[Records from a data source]
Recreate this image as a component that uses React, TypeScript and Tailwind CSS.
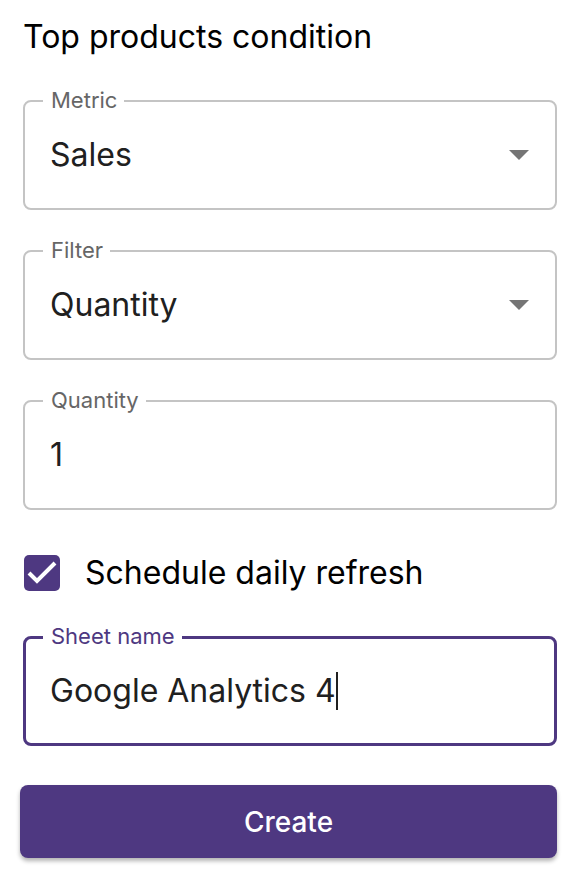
import React from "react";

function Arrow() {
  return (
    <svg width="20" height="10" viewBox="0 0 20 10" className="shrink-0">
      <path d="M0 0 L20 0 L10 10 Z" fill="#757575" />
    </svg>
  );
}

function Field({
  label,
  value,
  select,
  focused,
}: {
  label: string;
  value: string;
  select?: boolean;
  focused?: boolean;
}) {
  return (
    <div
      className={
        "relative h-[110px] rounded-[8px] flex items-center " +
        (focused
          ? "border-[3px] border-[#4e3881] pl-[24px] pr-[25px]"
          : "border-2 border-[#c4c4c4] pl-[25px] pr-[26px]")
      }
    >
      <span
        className={
          "absolute -translate-y-1/2 bg-white pl-[8px] pr-[7px] text-[22px] leading-[26px] " +
          (focused ? "-top-[3px] left-[17px] text-[#4e3881]" : "-top-[2px] left-[18px] text-[#666666]")
        }
      >
        {label}
      </span>
      <span className="flex-1 text-[32px] text-[#202020]">
        {value}
        {focused && <span className="inline-block w-[2px] h-[38px] bg-[#202020] align-middle -mt-[4px]" />}
      </span>
      {select && <Arrow />}
    </div>
  );
}

export default function App() {
  return (
    <div
      className="w-[578px] h-[884px] bg-white px-[23px] pt-[17px]"
      style={{ fontFamily: "Inter, 'Noto Sans', sans-serif" }}
    >
      <h1 className="text-[32px] leading-[40px] text-black">Top products condition</h1>
      <div className="mt-[43px] flex flex-col gap-[40px] w-[534px]">
        <Field label="Metric" value="Sales" select />
        <Field label="Filter" value="Quantity" select />
        <Field label="Quantity" value="1" />
      </div>
      <div className="mt-[45px] h-[36px] flex items-center gap-[25px]">
        <div className="ml-px w-[36px] h-[36px] rounded-[5px] bg-[#4e3881] shrink-0">
          <svg width="36" height="36" viewBox="0 0 36 36">
            <path d="M5 18 L13 26 L31 8" stroke="white" strokeWidth="4" fill="none" />
          </svg>
        </div>
        <span className="text-[32px] leading-[36px] text-black">Schedule daily refresh</span>
      </div>
      <div className="mt-[45px] w-[534px]">
        <Field label="Sheet name" value="Google Analytics 4" focused />
      </div>
      <button className="mt-[39px] w-[537px] -ml-[3px] h-[73px] rounded-[8px] bg-[#4e3881] text-white text-[28px] font-medium shadow-[0_3px_4px_rgba(0,0,0,0.3)]">
        Create
      </button>
    </div>
  );
}
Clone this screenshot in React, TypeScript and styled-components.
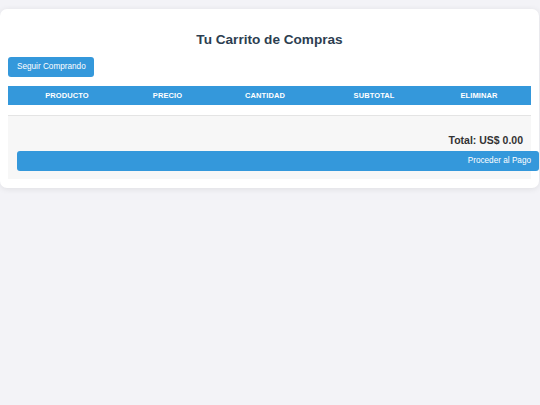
import React from "react";
import styled, { createGlobalStyle } from "styled-components";

const GlobalStyle = createGlobalStyle`
  html, body {
    margin: 0;
    padding: 0;
    background: #f3f3f7;
    font-family: "Liberation Sans", Arial, Helvetica, sans-serif;
  }
  * { box-sizing: border-box; }
`;

const Page = styled.div`
  min-height: 405px;
  padding-top: 9px;
`;

const Card = styled.section`
  width: 539px;
  background: #ffffff;
  border-radius: 7px;
  box-shadow: 0 1px 6px rgba(0, 0, 0, 0.09);
  padding: 22px 8px 9px 8px;
`;

const Title = styled.h1`
  margin: 0;
  text-align: center;
  font-size: 13.6px;
  line-height: 17px;
  font-weight: 700;
  color: #2c3e50;
`;

const Button = styled.button<{ $wide?: boolean }>`
  display: block;
  border: none;
  background: #3498db;
  color: #ffffff;
  font-family: inherit;
  font-size: 8.2px;
  line-height: 20px;
  height: 20px;
  border-radius: 3px;
  padding: 0 8px 0 9px;
  cursor: pointer;
  ${(p) =>
    p.$wide
      ? `
    box-sizing: content-box;
    width: 100%;
    padding: 0 8px;
    text-align: right;
  `
      : ""}
`;

const Toolbar = styled.div`
  margin-top: 9px;
`;

const Table = styled.div`
  margin-top: 9px;
`;

const HeaderRow = styled.div`
  display: grid;
  grid-template-columns: 118px 83px 112px 106px 1fr;
  height: 19px;
  align-items: center;
  background: #3498db;
`;

const HeaderCell = styled.div`
  text-align: center;
  color: #ffffff;
  font-size: 7.5px;
  font-weight: 700;
  letter-spacing: 0.1px;
`;

const EmptyBody = styled.div`
  height: 11px;
  border-bottom: 1px solid #e4e4e4;
`;

const Summary = styled.div`
  background: #f7f7f7;
  padding: 9px 8px 8px 9px;
`;

const Total = styled.div`
  text-align: right;
  font-size: 10.5px;
  line-height: 12px;
  font-weight: 700;
  color: #333333;
  margin: 9px 0 5px;
`;

const columns = ["PRODUCTO", "PRECIO", "CANTIDAD", "SUBTOTAL", "ELIMINAR"];

export default function App() {
  return (
    <>
      <GlobalStyle />
      <Page>
        <Card>
          <Title>Tu Carrito de Compras</Title>
          <Toolbar>
            <Button>Seguir Comprando</Button>
          </Toolbar>
          <Table>
            <HeaderRow>
              {columns.map((c) => (
                <HeaderCell key={c}>{c}</HeaderCell>
              ))}
            </HeaderRow>
            <EmptyBody />
          </Table>
          <Summary>
            <Total>Total: US$ 0.00</Total>
            <Button $wide>Proceder al Pago</Button>
          </Summary>
        </Card>
      </Page>
    </>
  );
}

Work instructions » Every record above should be transcribed exactly; the pictures stay out of the copy.

Answer to this problem »
Recreate this image as a component that uses React, TypeScript and Tailwind CSS.
import React from "react";

function Arrow() {
  return (
    <svg width="20" height="10" viewBox="0 0 20 10" className="shrink-0">
      <path d="M0 0 L20 0 L10 10 Z" fill="#757575" />
    </svg>
  );
}

function Field({
  label,
  value,
  select,
  focused,
}: {
  label: string;
  value: string;
  select?: boolean;
  focused?: boolean;
}) {
  return (
    <div
      className={
        "relative h-[110px] rounded-[8px] flex items-center " +
        (focused
          ? "border-[3px] border-[#4e3881] pl-[24px] pr-[25px]"
          : "border-2 border-[#c4c4c4] pl-[25px] pr-[26px]")
      }
    >
      <span
        className={
          "absolute -translate-y-1/2 bg-white pl-[8px] pr-[7px] text-[22px] leading-[26px] " +
          (focused ? "-top-[3px] left-[17px] text-[#4e3881]" : "-top-[2px] left-[18px] text-[#666666]")
        }
      >
        {label}
      </span>
      <span className="flex-1 text-[32px] text-[#202020]">
        {value}
        {focused && <span className="inline-block w-[2px] h-[38px] bg-[#202020] align-middle -mt-[4px]" />}
      </span>
      {select && <Arrow />}
    </div>
  );
}

export default function App() {
  return (
    <div
      className="w-[578px] h-[884px] bg-white px-[23px] pt-[17px]"
      style={{ fontFamily: "Inter, 'Noto Sans', sans-serif" }}
    >
      <h1 className="text-[32px] leading-[40px] text-black">Top products condition</h1>
      <div className="mt-[43px] flex flex-col gap-[40px] w-[534px]">
        <Field label="Metric" value="Sales" select />
        <Field label="Filter" value="Quantity" select />
        <Field label="Quantity" value="1" />
      </div>
      <div className="mt-[45px] h-[36px] flex items-center gap-[25px]">
        <div className="ml-px w-[36px] h-[36px] rounded-[5px] bg-[#4e3881] shrink-0">
          <svg width="36" height="36" viewBox="0 0 36 36">
            <path d="M5 18 L13 26 L31 8" stroke="white" strokeWidth="4" fill="none" />
          </svg>
        </div>
        <span className="text-[32px] leading-[36px] text-black">Schedule daily refresh</span>
      </div>
      <div className="mt-[45px] w-[534px]">
        <Field label="Sheet name" value="Google Analytics 4" focused />
      </div>
      <button className="mt-[39px] w-[537px] -ml-[3px] h-[73px] rounded-[8px] bg-[#4e3881] text-white text-[28px] font-medium shadow-[0_3px_4px_rgba(0,0,0,0.3)]">
        Create
      </button>
    </div>
  );
}
Clone this screenshot in React, TypeScript and styled-components.
import React from "react";
import styled, { createGlobalStyle } from "styled-components";

const GlobalStyle = createGlobalStyle`
  html, body {
    margin: 0;
    padding: 0;
    background: #f3f3f7;
    font-family: "Liberation Sans", Arial, Helvetica, sans-serif;
  }
  * { box-sizing: border-box; }
`;

const Page = styled.div`
  min-height: 405px;
  padding-top: 9px;
`;

const Card = styled.section`
  width: 539px;
  background: #ffffff;
  border-radius: 7px;
  box-shadow: 0 1px 6px rgba(0, 0, 0, 0.09);
  padding: 22px 8px 9px 8px;
`;

const Title = styled.h1`
  margin: 0;
  text-align: center;
  font-size: 13.6px;
  line-height: 17px;
  font-weight: 700;
  color: #2c3e50;
`;

const Button = styled.button<{ $wide?: boolean }>`
  display: block;
  border: none;
  background: #3498db;
  color: #ffffff;
  font-family: inherit;
  font-size: 8.2px;
  line-height: 20px;
  height: 20px;
  border-radius: 3px;
  padding: 0 8px 0 9px;
  cursor: pointer;
  ${(p) =>
    p.$wide
      ? `
    box-sizing: content-box;
    width: 100%;
    padding: 0 8px;
    text-align: right;
  `
      : ""}
`;

const Toolbar = styled.div`
  margin-top: 9px;
`;

const Table = styled.div`
  margin-top: 9px;
`;

const HeaderRow = styled.div`
  display: grid;
  grid-template-columns: 118px 83px 112px 106px 1fr;
  height: 19px;
  align-items: center;
  background: #3498db;
`;

const HeaderCell = styled.div`
  text-align: center;
  color: #ffffff;
  font-size: 7.5px;
  font-weight: 700;
  letter-spacing: 0.1px;
`;

const EmptyBody = styled.div`
  height: 11px;
  border-bottom: 1px solid #e4e4e4;
`;

const Summary = styled.div`
  background: #f7f7f7;
  padding: 9px 8px 8px 9px;
`;

const Total = styled.div`
  text-align: right;
  font-size: 10.5px;
  line-height: 12px;
  font-weight: 700;
  color: #333333;
  margin: 9px 0 5px;
`;

const columns = ["PRODUCTO", "PRECIO", "CANTIDAD", "SUBTOTAL", "ELIMINAR"];

export default function App() {
  return (
    <>
      <GlobalStyle />
      <Page>
        <Card>
          <Title>Tu Carrito de Compras</Title>
          <Toolbar>
            <Button>Seguir Comprando</Button>
          </Toolbar>
          <Table>
            <HeaderRow>
              {columns.map((c) => (
                <HeaderCell key={c}>{c}</HeaderCell>
              ))}
            </HeaderRow>
            <EmptyBody />
          </Table>
          <Summary>
            <Total>Total: US$ 0.00</Total>
            <Button $wide>Proceder al Pago</Button>
          </Summary>
        </Card>
      </Page>
    </>
  );
}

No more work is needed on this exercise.